Unfortunately, no human being can make such a claim legitimately.
This hypothetical pasta dinner being must remain a logical possibility, no matter how absurd it might seem.
Of course, it’s possible to "prove" some sorts of negative statements,
provided the standard of "proof" is not absolute. Suppose I
propose that the President of the United States is a being made up of a
plate of spaghetti and meatballs. Given that many of us followed
the election of Barack Obama as President of the United States, and we
regularly see broadcasts of his news conferences and various
Presidential activities, it would be reasonable to consider this an
empirical demonstration of the negative: the President of the
United States is pretty evidently not a being made up of a dinner of
spaghetti and meatballs.

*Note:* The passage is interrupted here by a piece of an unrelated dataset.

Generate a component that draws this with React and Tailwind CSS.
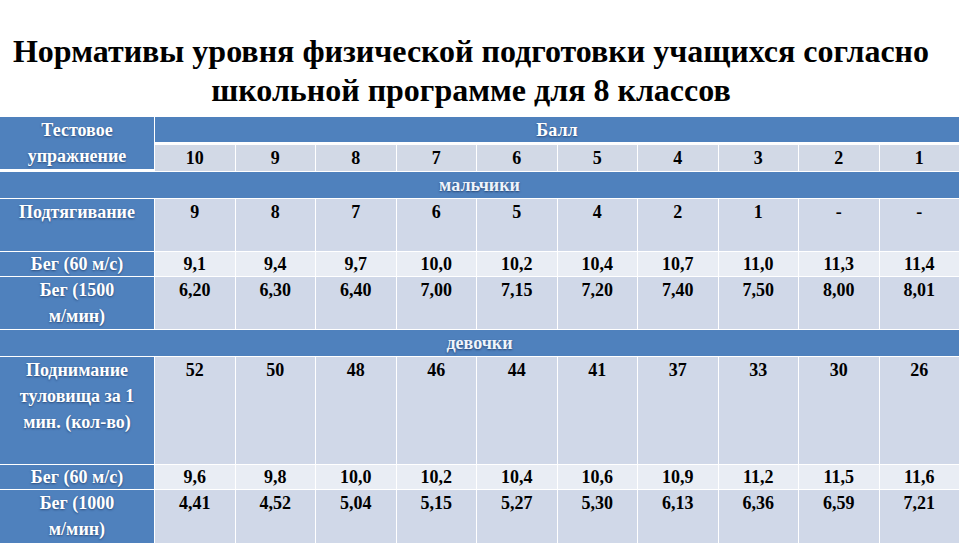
import React from "react";

const scores = ["10", "9", "8", "7", "6", "5", "4", "3", "2", "1"];

const rows = [
  { type: "section", label: "мальчики" },
  { label: ["Подтягивание"], vals: ["9", "8", "7", "6", "5", "4", "2", "1", "-", "-"], tone: "dark" },
  { label: ["Бег (60 м/с)"], vals: ["9,1", "9,4", "9,7", "10,0", "10,2", "10,4", "10,7", "11,0", "11,3", "11,4"], tone: "light" },
  { label: ["Бег (1500", "м/мин)"], vals: ["6,20", "6,30", "6,40", "7,00", "7,15", "7,20", "7,40", "7,50", "8,00", "8,01"], tone: "dark" },
  { type: "section", label: "девочки" },
  { label: ["Поднимание", "туловища за 1", "мин. (кол-во)"], vals: ["52", "50", "48", "46", "44", "41", "37", "33", "30", "26"], tone: "dark" },
  { label: ["Бег (60 м/с)"], vals: ["9,6", "9,8", "10,0", "10,2", "10,4", "10,6", "10,9", "11,2", "11,5", "11,6"], tone: "light" },
  { label: ["Бег (1000", "м/мин)"], vals: ["4,41", "4,52", "5,04", "5,15", "5,27", "5,30", "6,13", "6,36", "6,59", "7,21"], tone: "dark" },
];

export default function App() {
  return (
    <div className="w-[960px] h-[553px] bg-white overflow-hidden font-['Liberation_Serif','Times_New_Roman',serif]">
      <div className="pt-[32px] pr-[18px] text-center text-[32px] leading-[39px] font-bold text-black">
        <div>Нормативы уровня физической подготовки учащихся согласно</div>
        <div>школьной программе для 8 классов</div>
      </div>
      <div className="mt-[7px] w-[959px] bg-white grid grid-cols-[154px_repeat(10,minmax(0,1fr))] grid-rows-[25px_28px_26px_52px_24px_52px_26px_107px_24px_53px] gap-x-px gap-y-px text-[18px] leading-[26px] font-bold">
        <div className="row-span-2 bg-[#4F81BD] border-b-2 border-white flex flex-col items-center justify-center text-white [text-shadow:0_1px_2px_rgba(20,40,80,0.6)]">
          <div>Тестовое</div>
          <div>упражнение</div>
        </div>
        <div className="col-span-10 bg-[#4F81BD] flex items-center justify-center text-white [text-shadow:0_1px_2px_rgba(20,40,80,0.6)]">
          Балл
        </div>
        {scores.map((s) => (
          <div key={s} className="bg-[#D2D9E6] border-t-2 border-white flex items-center justify-center text-black">
            {s}
          </div>
        ))}
        {rows.map((r, i) =>
          r.type === "section" ? (
            <div
              key={i}
              className="col-span-11 bg-[#4F81BD] flex items-center justify-center text-[#eef4fb] [text-shadow:0_1px_2px_rgba(20,40,80,0.7)]"
            >
              {r.label}
            </div>
          ) : (
            <React.Fragment key={i}>
              <div
                className={`bg-[#4F81BD] text-white text-center [text-shadow:0_1px_2px_rgba(20,40,80,0.6)] ${
                  r.tone === "light" ? "flex items-center justify-center" : ""
                }`}
              >
                {r.label.map((l, j) => (
                  <div key={j}>{l}</div>
                ))}
              </div>
              {r.vals.map((v, j) => (
                <div
                  key={j}
                  className={`${r.tone === "light" ? "bg-[#E9EDF4] flex items-center justify-center" : "bg-[#D0D8E8]"} text-center text-black`}
                >
                  {v}
                </div>
              ))}
            </React.Fragment>
          )
        )}
      </div>
    </div>
  );
}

Unfortunately, common, everyday
experience is not even up to the standards of scientific evidence (such
experience would be described as anecdotal evidence), so it's quite
distant from a purely logical argument capable of providing absolute
proof. Nevertheless, many of us accept our own personal
experiences as pretty compelling evidence that the US President is not
a being made from a plate of spaghetti and meatballs.
What sort of evidence can we muster for the non-existence of a
particular supernatural deity? Several books have been written to
show the "evidence" against the existence of the supernatural beings
described in monotheistic religions. I applaud such efforts, as
they constitute a major reason why someone should be skeptical about
the deities proposed in the major monotheistic religious cults (Yes, I
consider them cults!). But they always fail to attain that
impossibly high bar of absolute proof (of the sort embodied in
mathematical, rather than scientific, "proof" standards).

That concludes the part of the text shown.